[begin Provided data]

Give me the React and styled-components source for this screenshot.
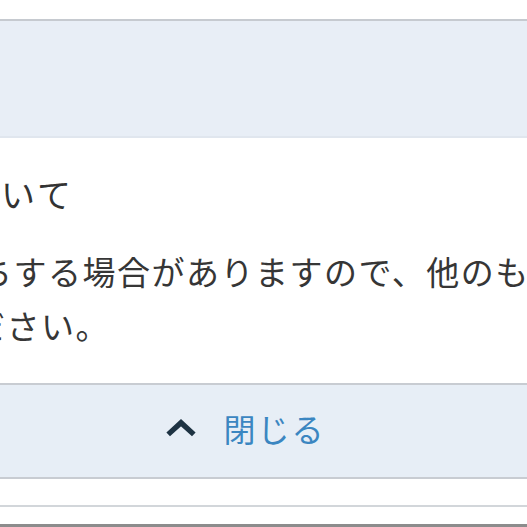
import React from "react";
import styled, { createGlobalStyle } from "styled-components";

const GlobalStyle = createGlobalStyle`
  html, body {
    margin: 0;
    padding: 0;
    background: #fff;
    overflow: hidden;
  }
  body {
    font-family: "Noto Sans CJK JP", "Noto Sans", sans-serif;
    color: #333;
  }
`;

const App = () => {
  return (
    <Page>
      <GlobalStyle />
      <TopGap />
      <HeaderPanel />
      <Content>
        <Heading>色について</Heading>
        <Body>
          <Line>色落ちする場合がありますので、他のものと分けて洗っ</Line>
          <Line $shift={-6}>てください。</Line>
        </Body>
      </Content>
      <CloseBar>
        <CloseButton type="button">
          <Chevron viewBox="0 0 30 20">
            <polyline points="3,16 15,5 27,16" />
          </Chevron>
          <CloseLabel>閉じる</CloseLabel>
        </CloseButton>
      </CloseBar>
      <Spacer $h={26} />
      <Divider />
      <Spacer $h={17} />
      <BottomLine />
    </Page>
  );
};

export default App;

const Page = styled.div`
  width: 527px;
  height: 527px;
  overflow: hidden;
  display: flex;
  flex-direction: column;
`;
const TopGap = styled.div`
  height: 19px;
  flex-shrink: 0;
`;
const HeaderPanel = styled.div`
  height: 115px;
  flex-shrink: 0;
  border-top: 2px solid #c6cad0;
  border-bottom: 2px solid #e0e6ee;
  background: #e8eef6;
`;
const Content = styled.div`
  height: 245px;
  flex-shrink: 0;
  margin-left: -90px;
  padding-top: 32px;
  box-sizing: border-box;
  white-space: nowrap;
`;
const Heading = styled.h3`
  margin: 0 0 0 -20px;
  font-size: 34px;
  font-weight: 400;
  line-height: 48px;
  letter-spacing: 3px;
  color: #333;
`;
const Body = styled.div`
  margin-top: 26px;
  font-size: 33px;
  font-weight: 400;
  line-height: 54px;
  letter-spacing: 1.5px;
  color: #363636;
`;
const Line = styled.div`
  margin-left: ${(p) => p.$shift || 0}px;
`;
const CloseBar = styled.div`
  height: 92px;
  flex-shrink: 0;
  border-top: 2px solid #c8ccd2;
  border-bottom: 2px solid #c8ccd2;
  background: #e7eef6;
  display: flex;
  align-items: center;
  justify-content: center;
`;
const CloseButton = styled.button`
  display: flex;
  align-items: center;
  gap: 26px;
  background: none;
  border: none;
  padding: 0 36px 6px 0;
  cursor: pointer;
  font-family: inherit;
`;
const Chevron = styled.svg`
  width: 32px;
  height: 22px;
  fill: none;
  stroke: #1e3343;
  stroke-width: 5;
  stroke-linejoin: miter;
`;
const CloseLabel = styled.span`
  font-size: 32px;
  font-weight: 400;
  letter-spacing: 2px;
  color: #3b86c1;
`;
const Spacer = styled.div`
  height: ${(p) => p.$h || 27}px;
  flex-shrink: 0;
`;
const Divider = styled.div`
  height: 2px;
  flex-shrink: 0;
  background: #d2d6da;
`;
const BottomLine = styled.div`
  height: 3px;
  flex-shrink: 0;
  background: #8c8c8c;
`;
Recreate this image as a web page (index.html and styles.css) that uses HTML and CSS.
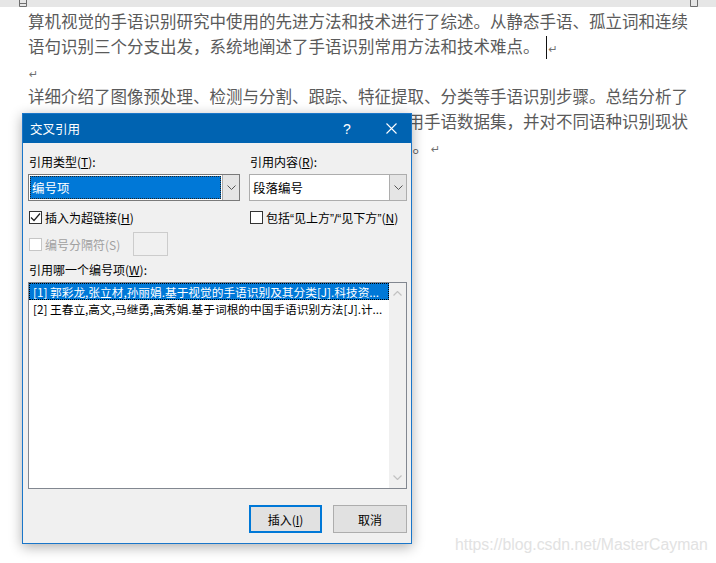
FILE: index.html
```html
<!DOCTYPE html>
<html lang="zh-CN">
<head>
<meta charset="utf-8">
<title>交叉引用</title>
<link rel="stylesheet" href="styles.css">
</head>
<body>
<div class="topbar">
  <svg class="handle" width="8" height="7" viewBox="0 0 8 7"><path d="M0.5 0 V6.5 H7.5 V0 M0.5 3.5 H7.5" fill="none" stroke="#6e6e6e" stroke-width="1"/></svg>
  <svg class="handle" width="8" height="7" viewBox="0 0 8 7"><path d="M0.5 0 V6.5 H7.5 V0" fill="none" stroke="#6e6e6e" stroke-width="1"/></svg>
</div>
<div class="doc">
  <div class="line">算机视觉的手语识别研究中使用的先进方法和技术进行了综述。从静态手语、孤立词和连续</div>
  <div class="line">语句识别三个分支出发，系统地阐述了手语识别常用方法和技术难点。<span class="cursor"></span><span class="pm">↵</span></div>
  <div class="line"><span class="pm first">↵</span></div>
  <div class="line">详细介绍了图像预处理、检测与分割、跟踪、特征提取、分类等手语识别步骤。总结分析了</div>
  <div class="line"><span class="under">了手语识别的研究现状与发展趋势，列举了国内外常</span>用手语数据集，并对不同语种识别现状</div>
  <div class="line"><span class="under">进行了对比分析，最后展望了手语识别未来研究方向</span><span class="stop">。</span><span class="pm">↵</span></div>
</div>

<div class="dialog">
  <div class="titlebar">
    <span class="title">交叉引用</span>
    <span class="tbtn help">?</span>
    <span class="tbtn close"><svg width="11" height="11" viewBox="0 0 11 11"><path d="M0.5 0.5 L10.5 10.5 M10.5 0.5 L0.5 10.5" stroke="#fff" stroke-width="1.1"/></svg></span>
  </div>
  <div class="form">
    <div class="grid">
      <div class="col">
        <div class="lbl">引用类型(<u>T</u>):</div>
        <div class="combo focus">
          <div class="val">编号项</div>
          <div class="dd"><svg width="9" height="5" viewBox="0 0 9 5"><path d="M0.5 0.5 L4.5 4.5 L8.5 0.5" fill="none" stroke="#555" stroke-width="1"/></svg></div>
        </div>
        <div class="chkrow">
          <span class="cb"><svg width="11" height="11" viewBox="0 0 11 11"><path d="M1 5.5 L4 8.5 L10 1.5" fill="none" stroke="#222" stroke-width="1.2"/></svg></span>
          <span>插入为超链接(<u>H</u>)</span>
        </div>
      </div>
      <div class="col">
        <div class="lbl">引用内容(<u>R</u>):</div>
        <div class="combo">
          <div class="val">段落编号</div>
          <div class="dd"><svg width="9" height="5" viewBox="0 0 9 5"><path d="M0.5 0.5 L4.5 4.5 L8.5 0.5" fill="none" stroke="#555" stroke-width="1"/></svg></div>
        </div>
        <div class="chkrow">
          <span class="cb"></span>
          <span>包括<span class="q">“</span>见上方<span class="q">”/“</span>见下方<span class="q">”</span>(<u>N</u>)</span>
        </div>
      </div>
    </div>
    <div class="seprow">
      <span class="cb disabled"></span>
      <span class="seplbl">编号分隔符(S)</span>
      <span class="sepbox"></span>
    </div>
    <div class="lbl wlbl">引用哪一个编号项(<u>W</u>):</div>
    <div class="list">
      <div class="items">
        <div class="item sel">[1] 郭彩龙,张立材,孙丽娟.基于视觉的手语识别及其分类[J].科技资...</div>
        <div class="item">[2] 王春立,高文,马继勇,高秀娟.基于词根的中国手语识别方法[J].计...</div>
      </div>
      <div class="vscroll">
        <svg width="9" height="5" viewBox="0 0 9 5"><path d="M0.5 4.5 L4.5 0.5 L8.5 4.5" fill="none" stroke="#c2c2c2" stroke-width="1.2"/></svg>
        <svg width="9" height="5" viewBox="0 0 9 5"><path d="M0.5 0.5 L4.5 4.5 L8.5 0.5" fill="none" stroke="#c2c2c2" stroke-width="1.2"/></svg>
      </div>
    </div>
    <div class="buttons">
      <div class="button default">插入(<u>I</u>)</div>
      <div class="button cancel">取消</div>
    </div>
  </div>
</div>

<div class="watermark">https://blog.csdn.net/MasterCayman</div>
</body>
</html>
```
FILE: styles.css
```css
* { box-sizing: border-box; }
html, body { margin: 0; padding: 0; }
body {
  width: 716px;
  height: 563px;
  overflow: hidden;
  position: relative;
  background: #fff;
  font-family: "Noto Sans CJK SC", "Liberation Sans", sans-serif;
}
.topbar {
  height: 7px;
  background: #e6e6e6;
  display: flex;
  justify-content: space-between;
  padding: 0 18px 0 19px;
}
.handle { display: block; }

.doc {
  padding: 2px 0 0 28px;
  color: #5a5a5a;
  font-size: 16.5px;
  line-height: 25px;
}
.line { height: 25px; white-space: nowrap; }
.under { visibility: hidden; }
.pm {
  font-family: "DejaVu Sans", sans-serif;
  font-size: 11px;
  color: #707070;
  margin-left: 2px;
}
.pm.first { margin-left: 1px; }
.stop { margin-left: 5px; }
.cursor {
  display: inline-block;
  width: 1px;
  height: 23px;
  background: #111;
  vertical-align: -6px;
  margin-left: 6px;
}

.dialog {
  position: absolute;
  left: 22px;
  top: 113px;
  width: 390px;
  height: 431px;
  border: 1px solid #1a76c9;
  background: #f0f0f0;
  box-shadow: 0 3px 12px rgba(0, 0, 0, 0.32);
  font-size: 12px;
  color: #000;
}
.titlebar {
  height: 29px;
  background: #0063b1;
  color: #fff;
  display: flex;
  align-items: center;
  padding-left: 7px;
}
.title { flex: 1; font-size: 12.5px; }
.tbtn {
  width: 40px;
  height: 29px;
  display: flex;
  align-items: center;
  justify-content: center;
}
.help { margin-right: 4px; font-size: 14px; font-family: "Liberation Sans", sans-serif; }

.form { padding: 11px 4px 0 5px; }
.grid {
  display: grid;
  grid-template-columns: 212px 158px;
  column-gap: 9px;
}
.lbl { line-height: 16px; padding-left: 1px; white-space: nowrap; }
.combo {
  margin-top: 4px;
  height: 27px;
  border: 1px solid #adadad;
  background: #fff;
  display: flex;
}
.combo .val {
  flex: 1;
  margin: 1px;
  padding-left: 2px;
  line-height: 23px;
  font-size: 12.5px;
}
.combo.focus { border-color: #7a7a7a; }
.combo.focus .val {
  background: #0078d7;
  color: #fff;
  outline: 1px dotted #222;
  outline-offset: -1px;
}
.combo .dd {
  width: 17px;
  background: #e5e5e5;
  border-left: 1px solid #adadad;
  display: flex;
  align-items: center;
  justify-content: center;
}
.chkrow {
  margin-top: 8px;
  height: 16px;
  display: flex;
  align-items: center;
  white-space: nowrap;
}
.q { font-family: "Liberation Sans", sans-serif; }
.cb {
  flex: none;
  width: 13px;
  height: 13px;
  border: 1px solid #333;
  background: #fff;
  margin-left: 1px;
  margin-right: 3px;
  display: flex;
  align-items: center;
  justify-content: center;
}
.cb.disabled { border-color: #c6c6c6; background: #fff; }
.seprow {
  margin-top: 7px;
  height: 24px;
  display: flex;
  align-items: center;
}
.seplbl { width: 88px; color: #a0a0a0; }
.sepbox {
  width: 35px;
  height: 24px;
  border: 1px solid #cccccc;
  background: #f0f0f0;
}
.wlbl { margin-top: 6px; }
.list {
  margin-top: 4px;
  height: 207px;
  border: 1px solid #828790;
  background: #fff;
  display: flex;
}
.items { flex: 1; min-width: 0; }
.item {
  height: 17px;
  line-height: 17px;
  padding-left: 4px;
  font-size: 11.7px;
  white-space: nowrap;
}
.item.sel {
  background: #0078d7;
  color: #fff;
  outline: 1px dotted #000;
  outline-offset: -1px;
}
.vscroll {
  width: 17px;
  background: #f0f0f0;
  display: flex;
  flex-direction: column;
  justify-content: space-between;
  align-items: center;
  padding: 8px 0 8px;
}
.vscroll svg { display: block; }
.buttons {
  margin-top: 16px;
  display: flex;
  justify-content: flex-end;
  gap: 11px;
}
.button {
  height: 28px;
  background: #e1e1e1;
  display: flex;
  align-items: center;
  justify-content: center;
}
.button.default { width: 73px; border: 2px solid #0078d7; }
.button.cancel { width: 74px; border: 1px solid #adadad; }

.watermark {
  position: absolute;
  left: 455px;
  top: 535px;
  font-family: "Liberation Sans", sans-serif;
  font-size: 15.8px;
  line-height: 20px;
  color: #e2e2e2;
  white-space: nowrap;
}
```
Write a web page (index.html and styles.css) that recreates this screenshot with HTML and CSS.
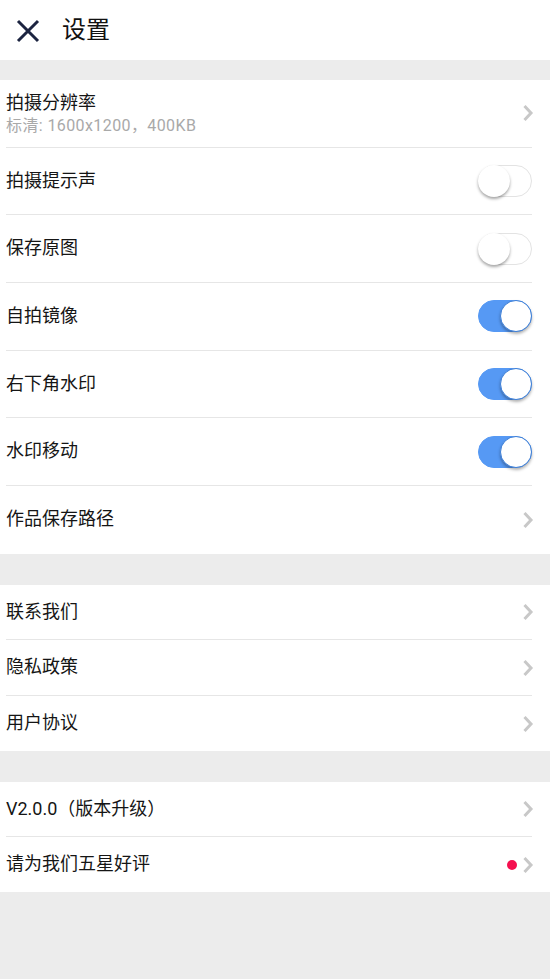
FILE: index.html
```html
<!DOCTYPE html>
<html lang="zh-CN">
<head>
<meta charset="utf-8">
<title>设置</title>
<link rel="stylesheet" href="styles.css">
</head>
<body>
<div class="page">
  <header class="header">
    <svg class="close" width="24" height="24" viewBox="0 0 24 24"><path d="M2 2 L22 22 M22 2 L2 22" stroke="#1c2440" stroke-width="3" stroke-linecap="butt" fill="none"/></svg>
    <h1 class="title">设置</h1>
  </header>

  <section class="group group-main">
    <div class="row tall">
      <div class="row-inner">
        <div class="label-wrap">
          <div class="label">拍摄分辨率</div>
          <div class="sub">标清: 1600x1200，400KB</div>
        </div>
        <svg class="chev" width="12" height="18" viewBox="0 0 12 18"><path d="M2.5 2 L9 9 L2.5 16" stroke="#c8c8c8" stroke-width="3" fill="none"/></svg>
      </div>
    </div>
    <div class="row tall"><div class="row-inner"><div class="label">拍摄提示声</div><span class="switch"><span class="knob"></span></span></div></div>
    <div class="row tall"><div class="row-inner"><div class="label">保存原图</div><span class="switch"><span class="knob"></span></span></div></div>
    <div class="row tall"><div class="row-inner"><div class="label">自拍镜像</div><span class="switch on"><span class="knob"></span></span></div></div>
    <div class="row tall"><div class="row-inner"><div class="label">右下角水印</div><span class="switch on"><span class="knob"></span></span></div></div>
    <div class="row tall"><div class="row-inner"><div class="label">水印移动</div><span class="switch on"><span class="knob"></span></span></div></div>
    <div class="row tall"><div class="row-inner last"><div class="label">作品保存路径</div><svg class="chev" width="12" height="18" viewBox="0 0 12 18"><path d="M2.5 2 L9 9 L2.5 16" stroke="#c8c8c8" stroke-width="3" fill="none"/></svg></div></div>
  </section>

  <section class="group">
    <div class="row mid"><div class="row-inner"><div class="label">联系我们</div><svg class="chev" width="12" height="18" viewBox="0 0 12 18"><path d="M2.5 2 L9 9 L2.5 16" stroke="#c8c8c8" stroke-width="3" fill="none"/></svg></div></div>
    <div class="row mid"><div class="row-inner"><div class="label">隐私政策</div><svg class="chev" width="12" height="18" viewBox="0 0 12 18"><path d="M2.5 2 L9 9 L2.5 16" stroke="#c8c8c8" stroke-width="3" fill="none"/></svg></div></div>
    <div class="row mid"><div class="row-inner last"><div class="label">用户协议</div><svg class="chev" width="12" height="18" viewBox="0 0 12 18"><path d="M2.5 2 L9 9 L2.5 16" stroke="#c8c8c8" stroke-width="3" fill="none"/></svg></div></div>
  </section>

  <section class="group">
    <div class="row short"><div class="row-inner"><div class="label">V2.0.0（版本升级）</div><svg class="chev" width="12" height="18" viewBox="0 0 12 18"><path d="M2.5 2 L9 9 L2.5 16" stroke="#c8c8c8" stroke-width="3" fill="none"/></svg></div></div>
    <div class="row short"><div class="row-inner last"><div class="label">请为我们五星好评</div><span class="right"><span class="dot"></span><svg class="chev" width="12" height="18" viewBox="0 0 12 18"><path d="M2.5 2 L9 9 L2.5 16" stroke="#c8c8c8" stroke-width="3" fill="none"/></svg></span></div></div>
  </section>
</div>
</body>
</html>
```

FILE: styles.css
```css
* { box-sizing: border-box; }
html, body {
  margin: 0;
  padding: 0;
  background: #ececec;
}
body {
  font-family: Roboto, "Noto Sans CJK SC", "Noto Sans", sans-serif;
  color: #1a1a1a;
  width: 550px;
  height: 979px;
  overflow: hidden;
}
.page {
  display: flex;
  flex-direction: column;
}
.header {
  height: 60px;
  background: #fff;
  display: flex;
  align-items: center;
  padding-left: 16px;
}
.close {
  display: block;
  margin-top: 2px;
}
.title {
  margin: 0 0 0 22px;
  font-size: 24px;
  font-weight: 400;
  line-height: 1;
  color: #111;
}
.group {
  background: #fff;
  margin-top: 31px;
}
.group-main {
  margin-top: 20px;
}
.row {
  padding-left: 6px;
  padding-right: 18px;
}
.row.tall { height: 67.7px; }
.row.mid { height: 55.5px; }
.row.short { height: 55px; }
.row-inner {
  height: 100%;
  display: flex;
  align-items: center;
  justify-content: space-between;
  border-bottom: 1px solid #e6e6e6;
}
.row-inner.last { border-bottom: none; }
.label {
  font-size: 18px;
  line-height: 24px;
  color: #151515;
  margin-top: -1px;
}
.label-wrap {
  display: flex;
  flex-direction: column;
}
.label-wrap .label { margin-top: 0; }
.sub {
  font-size: 16px;
  letter-spacing: 0.4px;
  line-height: 20px;
  color: #a9a9a9;
  margin-top: 1px;
}
.chev {
  display: block;
  margin-right: -2px;
}
.right {
  display: flex;
  align-items: center;
  gap: 5px;
}
.dot {
  width: 10px;
  height: 10px;
  border-radius: 50%;
  background: #f5104f;
}
.switch {
  position: relative;
  width: 54px;
  height: 32px;
  border-radius: 16px;
  background: #fff;
  border: 1px solid #e3e3e3;
  display: block;
}
.switch .knob {
  position: absolute;
  top: -1px;
  left: -1px;
  width: 32px;
  height: 32px;
  border-radius: 50%;
  background: #fff;
  box-shadow: 0 2px 3px rgba(0,0,0,0.35);
}
.switch.on {
  background: #5699f4;
  border-color: #5699f4;
}
.switch.on .knob {
  left: auto;
  right: -1px;
  box-shadow: 0 2px 3px rgba(0,0,0,0.3);
  border: 1px solid #3c7fd9;
}
```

[end Provided data]

Extract, word for word, each line from the top of the data down to and including the line with "export default App;"; skip the pictures.

Give me the React and styled-components source for this screenshot.
import React from "react";
import styled, { createGlobalStyle } from "styled-components";

const GlobalStyle = createGlobalStyle`
  html, body {
    margin: 0;
    padding: 0;
    background: #fff;
    overflow: hidden;
  }
  body {
    font-family: "Noto Sans CJK JP", "Noto Sans", sans-serif;
    color: #333;
  }
`;

const App = () => {
  return (
    <Page>
      <GlobalStyle />
      <TopGap />
      <HeaderPanel />
      <Content>
        <Heading>色について</Heading>
        <Body>
          <Line>色落ちする場合がありますので、他のものと分けて洗っ</Line>
          <Line $shift={-6}>てください。</Line>
        </Body>
      </Content>
      <CloseBar>
        <CloseButton type="button">
          <Chevron viewBox="0 0 30 20">
            <polyline points="3,16 15,5 27,16" />
          </Chevron>
          <CloseLabel>閉じる</CloseLabel>
        </CloseButton>
      </CloseBar>
      <Spacer $h={26} />
      <Divider />
      <Spacer $h={17} />
      <BottomLine />
    </Page>
  );
};

export default App;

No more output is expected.